Start by identifying your specific agricultural objective - whether it’s monitoring crop health, tracking land-use changes, or something else entirely. This clarity will guide your technology choices.
For large-scale coverage and consistent updates, satellite data is a great option. If you need detailed, high-resolution imagery for specific areas, drone imagery is the way to go.
Selecting the right sensors is equally important:
- Multispectral sensors: Ideal for analyzing vegetation health.
- Thermal sensors: Useful for detecting water stress in crops.
- LiDAR sensors: Perfect for capturing elevation and terrain details.
If you’re in Idaho and need expert advice, Drone Spray Pro specializes in customized drone solutions for farming needs.
What’s the best way to align satellite and drone maps so zones match?
To bring satellite and drone maps into alignment, start by preprocessing both datasets into a shared reference system. Incorporate Ground Control Points (GCPs) to georeference the drone imagery, ensuring its coordinates align with the satellite map. Verify that both datasets are using the same coordinate system, such as WGS84 or UTM, and adjust them to cover the same spatial extent. Once everything is aligned, overlay the drone data onto the satellite map for seamless field zoning.

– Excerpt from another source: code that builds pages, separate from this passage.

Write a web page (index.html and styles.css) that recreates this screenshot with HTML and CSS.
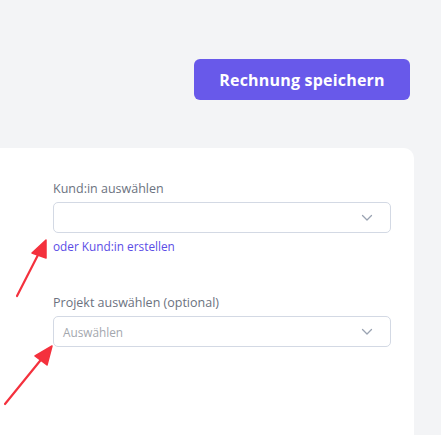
FILE: index.html
```html
<!DOCTYPE html>
<html lang="de">
<head>
<meta charset="utf-8">
<link rel="stylesheet" href="styles.css">
</head>
<body>
<div class="page">
  <div class="toolbar">
    <button class="btn-primary">Rechnung speichern</button>
  </div>
  <div class="card">
    <div class="field">
      <label class="label">Kund:in auswählen</label>
      <div class="select">
        <span class="value"></span>
        <svg class="chev" width="12" height="8" viewBox="0 0 12 8"><path d="M1.5 1.5 L6 6 L10.5 1.5" fill="none" stroke="#9aa3b2" stroke-width="1.3" stroke-linecap="round" stroke-linejoin="round"/></svg>
      </div>
      <a class="link">oder Kund:in erstellen</a>
    </div>
    <div class="field second">
      <label class="label">Projekt auswählen (optional)</label>
      <div class="select">
        <span class="placeholder">Auswählen</span>
        <svg class="chev" width="12" height="8" viewBox="0 0 12 8"><path d="M1.5 1.5 L6 6 L10.5 1.5" fill="none" stroke="#9aa3b2" stroke-width="1.3" stroke-linecap="round" stroke-linejoin="round"/></svg>
      </div>
    </div>
  </div>
</div>
<svg class="arrows" width="441" height="435" viewBox="0 0 441 435">
  <g fill="#f4313d" stroke="#f4313d" stroke-linecap="round" stroke-linejoin="round">
    <line x1="17" y1="296" x2="40" y2="251" stroke-width="2.2"/>
    <polygon points="46,240 32,253 46,258" stroke-width="1.5"/>
    <line x1="5" y1="404" x2="44" y2="356" stroke-width="2.2"/>
    <polygon points="52,346 35,356 47,365" stroke-width="1.5"/>
  </g>
</svg>
</body>
</html>
```

FILE: styles.css
```css
* { box-sizing: border-box; }
html, body {
  margin: 0;
  padding: 0;
  height: 100%;
  overflow: hidden;
}
body {
  background: #f3f4f6;
  font-family: "Open Sans", "Liberation Sans", sans-serif;
  position: relative;
}
.page {
  padding: 59px 27px 0 0;
  display: flex;
  flex-direction: column;
  height: 100%;
}
.toolbar {
  display: flex;
  justify-content: flex-end;
  padding-right: 4px;
}
.btn-primary {
  width: 216px;
  height: 41px;
  border: none;
  border-radius: 6px;
  background: #6859ea;
  color: #ffffff;
  font-family: "Open Sans", sans-serif;
  font-weight: 700;
  font-size: 16px;
  letter-spacing: 0.2px;
}
.card {
  margin-top: 48px;
  flex: 1;
  background: #ffffff;
  border-radius: 0 10px 0 0;
  padding: 32px 23px 0 53px;
}
.field {
  display: flex;
  flex-direction: column;
}
.field.second {
  margin-top: 40px;
}
.label {
  font-size: 12.5px;
  line-height: 18px;
  color: #6b7280;
  margin-bottom: 4px;
}
.select {
  height: 31px;
  border: 1px solid #d3d9e4;
  border-radius: 5px;
  display: flex;
  align-items: center;
  justify-content: space-between;
  padding: 0 17px 0 9px;
}
.placeholder {
  font-size: 11.8px;
  color: #a3a7ae;
}
.link {
  margin-top: 5px;
  font-size: 11.8px;
  line-height: 16px;
  color: #5b4de6;
}
.arrows {
  position: absolute;
  left: 0;
  top: 0;
  pointer-events: none;
}
```
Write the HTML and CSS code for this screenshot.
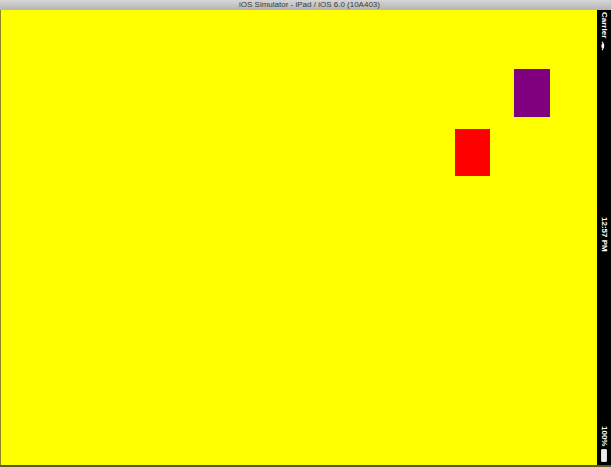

How many management zones should I create for variable-rate work?
Research indicates that using 3 to 4 management zones is often the sweet spot for variable-rate applications. This range strikes a balance between capturing field variability, making the data easy to interpret, and keeping the application process manageable. While it's technically possible to create anywhere from 2 to 8 zones, sticking to 3 to 4 helps avoid overcomplicating things. Many advanced tools rely on techniques like Elbow analysis or Silhouette analysis to determine the ideal number of zones based on your field's unique data.